Part of my journey involves a period of time that I lived in the Philippines where I was introduced to what it means to be rich or poor. There is no in between, you are either rich or poor. The stigma behind those simple words isolates people. This idea was inhumane and dehumanizing as a little kid. I hoped that in the U.S., a person’s ideas would matter more than their economic status, but my journey hasn’t been as easy. However, I'm excited to continue to grow with my BA/BS-DDS cohort and take advantage of the great opportunities this program has to offer!

Armonium Tsegaye: The Hardworking People Person
Aurora Central High School senior Armonium Tsegaye grew up in Ethiopia where he witnessed his father suffer a life-long illness in a country with inadequate healthcare. Tsegaye was always fascinated by science, but this devastating circumstance ignited his passion to become a physician. In the U.S., Tsegaye realized immigrants have little access to healthcare due to cultural and economic barriers, and he hopes to bridge that gap. This first-generation college student overcame the challenges of not knowing English or American culture and strives to continue making his supporters proud.

How did you learn about the program?
I originally learned about the program through my friend Yishak Bedaso who earned acceptance into the program last year. In addition, ACHS' Aurora LIGHTS health pathway invited representatives from the program to speak to my Biomedical Innovations class.


What makes you passionate about the medical field?
When I was 10 and living in Ethiopia, I was devastated to hear that my father was diagnosed with a cervical herniated disc and told he wouldn’t live long without treatment. I can still recall the countless times I watched him suffer because he was unable to receive the treatment he needed. That dreadful event was the first thing that sparked my interest in medical care and in bringing change to under-served communities that lack medical access. When I was 11, my family was lucky enough to get VISAs for the U.S. through the diversity lottery. Even after coming to America, I realized that immigrants have little access to health care. Due to the cultural and financial barriers, most people in my community avoid healthcare providers. So, the thought of one day being able to help bring positive change to under-served communities keeps me motivated.

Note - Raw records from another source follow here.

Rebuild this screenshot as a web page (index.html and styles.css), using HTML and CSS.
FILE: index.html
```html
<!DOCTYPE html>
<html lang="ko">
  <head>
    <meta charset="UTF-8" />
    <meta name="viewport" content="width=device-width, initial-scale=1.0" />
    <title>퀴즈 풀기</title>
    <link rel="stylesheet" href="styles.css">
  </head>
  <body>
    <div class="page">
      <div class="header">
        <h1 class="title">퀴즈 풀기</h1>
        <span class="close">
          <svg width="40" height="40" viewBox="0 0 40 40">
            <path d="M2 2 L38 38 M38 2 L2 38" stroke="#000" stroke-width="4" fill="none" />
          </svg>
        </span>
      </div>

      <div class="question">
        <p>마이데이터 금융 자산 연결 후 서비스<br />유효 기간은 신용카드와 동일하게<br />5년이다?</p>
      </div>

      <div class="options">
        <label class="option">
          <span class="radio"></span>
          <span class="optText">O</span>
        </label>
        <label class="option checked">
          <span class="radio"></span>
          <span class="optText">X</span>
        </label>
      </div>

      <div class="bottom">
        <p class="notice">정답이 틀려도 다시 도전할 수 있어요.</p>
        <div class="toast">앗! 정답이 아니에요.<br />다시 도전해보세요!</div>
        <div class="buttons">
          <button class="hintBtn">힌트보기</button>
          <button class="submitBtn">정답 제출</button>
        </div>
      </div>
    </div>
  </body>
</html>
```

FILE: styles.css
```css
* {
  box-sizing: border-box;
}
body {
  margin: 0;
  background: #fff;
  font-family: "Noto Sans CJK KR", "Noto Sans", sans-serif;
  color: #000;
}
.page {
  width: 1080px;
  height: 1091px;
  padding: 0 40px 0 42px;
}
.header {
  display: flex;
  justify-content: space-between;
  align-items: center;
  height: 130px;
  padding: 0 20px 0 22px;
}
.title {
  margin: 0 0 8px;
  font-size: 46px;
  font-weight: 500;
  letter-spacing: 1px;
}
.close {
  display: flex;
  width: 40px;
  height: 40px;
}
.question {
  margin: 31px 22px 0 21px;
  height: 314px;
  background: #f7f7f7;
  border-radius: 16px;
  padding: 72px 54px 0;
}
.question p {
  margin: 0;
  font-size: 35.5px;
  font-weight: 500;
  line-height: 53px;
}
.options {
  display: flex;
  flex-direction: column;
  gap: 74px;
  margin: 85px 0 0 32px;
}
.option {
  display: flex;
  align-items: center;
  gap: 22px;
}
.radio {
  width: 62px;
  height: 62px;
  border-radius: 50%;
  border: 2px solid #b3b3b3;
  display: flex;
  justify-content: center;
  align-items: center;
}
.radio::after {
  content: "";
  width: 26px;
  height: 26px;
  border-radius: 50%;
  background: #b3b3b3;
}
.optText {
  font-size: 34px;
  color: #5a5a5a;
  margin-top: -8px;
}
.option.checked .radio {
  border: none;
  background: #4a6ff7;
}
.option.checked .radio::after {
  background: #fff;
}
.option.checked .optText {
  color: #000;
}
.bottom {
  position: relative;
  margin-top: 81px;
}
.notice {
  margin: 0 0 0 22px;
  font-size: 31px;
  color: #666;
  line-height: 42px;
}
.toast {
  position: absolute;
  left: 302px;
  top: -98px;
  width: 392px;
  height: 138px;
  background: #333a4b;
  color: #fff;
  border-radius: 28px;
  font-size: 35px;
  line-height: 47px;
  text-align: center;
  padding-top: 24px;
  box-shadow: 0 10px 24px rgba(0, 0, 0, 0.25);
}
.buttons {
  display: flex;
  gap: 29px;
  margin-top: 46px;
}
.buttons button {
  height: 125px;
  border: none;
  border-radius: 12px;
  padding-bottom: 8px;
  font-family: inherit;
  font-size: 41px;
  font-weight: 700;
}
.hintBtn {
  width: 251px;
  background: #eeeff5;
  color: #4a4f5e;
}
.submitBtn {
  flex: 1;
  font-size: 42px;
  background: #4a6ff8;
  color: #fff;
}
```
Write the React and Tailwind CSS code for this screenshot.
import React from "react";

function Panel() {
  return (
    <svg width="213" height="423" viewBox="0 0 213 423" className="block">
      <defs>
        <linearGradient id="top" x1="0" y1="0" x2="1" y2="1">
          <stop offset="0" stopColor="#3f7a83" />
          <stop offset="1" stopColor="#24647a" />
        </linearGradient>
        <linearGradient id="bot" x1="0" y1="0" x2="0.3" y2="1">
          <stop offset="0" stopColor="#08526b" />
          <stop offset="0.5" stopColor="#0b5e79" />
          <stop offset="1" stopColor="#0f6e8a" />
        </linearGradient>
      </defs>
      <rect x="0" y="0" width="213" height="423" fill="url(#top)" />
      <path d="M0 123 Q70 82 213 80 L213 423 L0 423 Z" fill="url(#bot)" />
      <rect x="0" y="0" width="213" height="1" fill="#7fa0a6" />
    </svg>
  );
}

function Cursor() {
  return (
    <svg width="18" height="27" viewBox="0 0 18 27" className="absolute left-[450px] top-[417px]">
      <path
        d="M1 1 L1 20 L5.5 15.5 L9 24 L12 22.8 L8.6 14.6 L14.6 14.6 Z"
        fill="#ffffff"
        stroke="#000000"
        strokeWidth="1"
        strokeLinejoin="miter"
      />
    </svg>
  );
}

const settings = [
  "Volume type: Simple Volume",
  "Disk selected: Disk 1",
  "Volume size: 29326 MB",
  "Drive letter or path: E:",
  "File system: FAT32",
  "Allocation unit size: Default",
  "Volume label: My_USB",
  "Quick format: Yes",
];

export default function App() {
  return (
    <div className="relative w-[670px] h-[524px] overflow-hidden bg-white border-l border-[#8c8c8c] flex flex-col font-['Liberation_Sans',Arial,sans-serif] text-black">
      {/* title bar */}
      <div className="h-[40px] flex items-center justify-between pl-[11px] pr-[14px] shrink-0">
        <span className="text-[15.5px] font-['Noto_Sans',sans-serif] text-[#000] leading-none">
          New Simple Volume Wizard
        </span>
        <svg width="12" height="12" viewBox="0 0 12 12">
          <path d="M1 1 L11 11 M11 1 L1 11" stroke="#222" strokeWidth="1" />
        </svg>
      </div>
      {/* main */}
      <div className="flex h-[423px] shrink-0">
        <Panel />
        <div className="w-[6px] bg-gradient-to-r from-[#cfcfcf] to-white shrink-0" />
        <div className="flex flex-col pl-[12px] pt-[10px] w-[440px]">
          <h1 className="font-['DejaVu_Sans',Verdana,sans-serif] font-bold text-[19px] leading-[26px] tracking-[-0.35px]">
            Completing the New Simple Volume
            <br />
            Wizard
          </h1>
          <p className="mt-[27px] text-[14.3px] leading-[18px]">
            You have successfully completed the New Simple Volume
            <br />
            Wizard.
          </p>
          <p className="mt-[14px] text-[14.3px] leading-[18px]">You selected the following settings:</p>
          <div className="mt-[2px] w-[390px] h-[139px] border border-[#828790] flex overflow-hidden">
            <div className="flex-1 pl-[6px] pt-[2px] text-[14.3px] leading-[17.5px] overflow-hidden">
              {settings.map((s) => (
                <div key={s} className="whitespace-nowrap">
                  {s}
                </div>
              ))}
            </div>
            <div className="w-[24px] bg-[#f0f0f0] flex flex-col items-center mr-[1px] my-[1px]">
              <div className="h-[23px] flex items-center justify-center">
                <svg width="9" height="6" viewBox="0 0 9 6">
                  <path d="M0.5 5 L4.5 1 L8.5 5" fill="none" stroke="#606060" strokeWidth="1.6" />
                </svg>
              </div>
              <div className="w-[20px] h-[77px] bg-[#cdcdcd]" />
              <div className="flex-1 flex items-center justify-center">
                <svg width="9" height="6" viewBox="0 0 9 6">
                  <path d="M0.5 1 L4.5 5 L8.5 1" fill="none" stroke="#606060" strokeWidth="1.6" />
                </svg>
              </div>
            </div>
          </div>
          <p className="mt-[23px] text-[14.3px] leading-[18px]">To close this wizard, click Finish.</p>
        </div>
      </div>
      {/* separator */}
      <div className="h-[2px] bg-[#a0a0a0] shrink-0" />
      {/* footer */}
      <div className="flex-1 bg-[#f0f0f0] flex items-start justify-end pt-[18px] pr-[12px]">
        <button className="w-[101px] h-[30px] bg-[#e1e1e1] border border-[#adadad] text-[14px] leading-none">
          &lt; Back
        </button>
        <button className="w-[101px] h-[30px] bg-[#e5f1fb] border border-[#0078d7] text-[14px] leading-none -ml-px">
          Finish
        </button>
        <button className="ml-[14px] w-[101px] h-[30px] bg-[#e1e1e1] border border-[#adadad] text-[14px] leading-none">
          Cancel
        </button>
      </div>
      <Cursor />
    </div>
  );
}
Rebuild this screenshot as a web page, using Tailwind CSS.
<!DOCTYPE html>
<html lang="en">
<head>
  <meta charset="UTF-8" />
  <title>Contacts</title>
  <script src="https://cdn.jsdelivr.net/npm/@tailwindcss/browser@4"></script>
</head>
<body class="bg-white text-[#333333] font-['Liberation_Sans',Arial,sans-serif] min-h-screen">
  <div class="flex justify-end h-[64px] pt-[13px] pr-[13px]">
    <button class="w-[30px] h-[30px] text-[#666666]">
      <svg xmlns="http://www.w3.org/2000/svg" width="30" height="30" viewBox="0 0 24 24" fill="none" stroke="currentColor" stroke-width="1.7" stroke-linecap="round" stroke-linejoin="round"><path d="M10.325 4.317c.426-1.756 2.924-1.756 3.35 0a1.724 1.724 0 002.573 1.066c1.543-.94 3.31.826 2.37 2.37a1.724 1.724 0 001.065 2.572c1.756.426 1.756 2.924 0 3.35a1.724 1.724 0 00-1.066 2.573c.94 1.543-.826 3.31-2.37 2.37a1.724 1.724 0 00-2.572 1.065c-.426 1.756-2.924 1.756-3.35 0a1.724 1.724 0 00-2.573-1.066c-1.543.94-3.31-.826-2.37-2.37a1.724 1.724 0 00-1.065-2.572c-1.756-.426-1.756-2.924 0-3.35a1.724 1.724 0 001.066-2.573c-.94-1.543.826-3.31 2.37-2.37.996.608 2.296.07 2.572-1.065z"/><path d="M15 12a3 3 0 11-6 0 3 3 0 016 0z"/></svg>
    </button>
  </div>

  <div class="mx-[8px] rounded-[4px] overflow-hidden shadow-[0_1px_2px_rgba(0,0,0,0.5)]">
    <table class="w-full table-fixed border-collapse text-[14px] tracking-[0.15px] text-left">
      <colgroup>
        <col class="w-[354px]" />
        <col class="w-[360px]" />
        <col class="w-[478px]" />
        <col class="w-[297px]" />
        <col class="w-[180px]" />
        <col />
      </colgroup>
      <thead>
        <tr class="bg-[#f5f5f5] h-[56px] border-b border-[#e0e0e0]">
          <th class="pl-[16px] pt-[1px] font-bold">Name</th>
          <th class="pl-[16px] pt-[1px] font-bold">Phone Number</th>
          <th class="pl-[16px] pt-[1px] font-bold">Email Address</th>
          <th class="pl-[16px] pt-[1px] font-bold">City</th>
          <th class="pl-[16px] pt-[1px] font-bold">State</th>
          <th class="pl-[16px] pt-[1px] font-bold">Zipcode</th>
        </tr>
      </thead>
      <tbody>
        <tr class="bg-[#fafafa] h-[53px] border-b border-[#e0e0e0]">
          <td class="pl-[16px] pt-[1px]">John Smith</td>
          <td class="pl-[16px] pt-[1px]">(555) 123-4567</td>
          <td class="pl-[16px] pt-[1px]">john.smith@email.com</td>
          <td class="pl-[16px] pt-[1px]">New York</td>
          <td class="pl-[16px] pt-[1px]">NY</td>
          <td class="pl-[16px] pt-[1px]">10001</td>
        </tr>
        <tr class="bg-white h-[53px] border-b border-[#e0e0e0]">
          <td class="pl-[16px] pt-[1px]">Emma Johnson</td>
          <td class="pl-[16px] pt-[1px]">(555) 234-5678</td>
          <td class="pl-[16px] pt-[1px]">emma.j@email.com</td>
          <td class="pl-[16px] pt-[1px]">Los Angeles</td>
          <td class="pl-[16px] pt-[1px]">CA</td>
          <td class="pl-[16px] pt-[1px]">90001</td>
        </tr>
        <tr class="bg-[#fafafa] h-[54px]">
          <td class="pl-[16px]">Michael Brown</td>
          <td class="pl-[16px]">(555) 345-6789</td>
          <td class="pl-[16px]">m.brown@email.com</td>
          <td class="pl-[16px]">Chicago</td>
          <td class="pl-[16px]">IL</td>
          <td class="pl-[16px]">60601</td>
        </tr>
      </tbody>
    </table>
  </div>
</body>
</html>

What advice would you give to someone wanting to accomplish what you’ve done thus far?
One of the main things that helped me come this far was having people that support me and whom I could reach out to. My friends, parents, coaches, soccer teammates and everyone else I am close to are very helpful and driven. I learned from them and they would check in with me when I seemed to fall of track even the smallest bit. So I advise others to surround themselves with people they can learn from and always be open to education and new experiences.

Is there anything else you would like to share about yourself or your acceptance into the program?
I am thankful for this opportunity. I thank God, my parents, teachers, mentors and friends for helping me accomplish this goal. I also thank the BA/BS-MD staff for accepting me into the program. I won't let any of them down!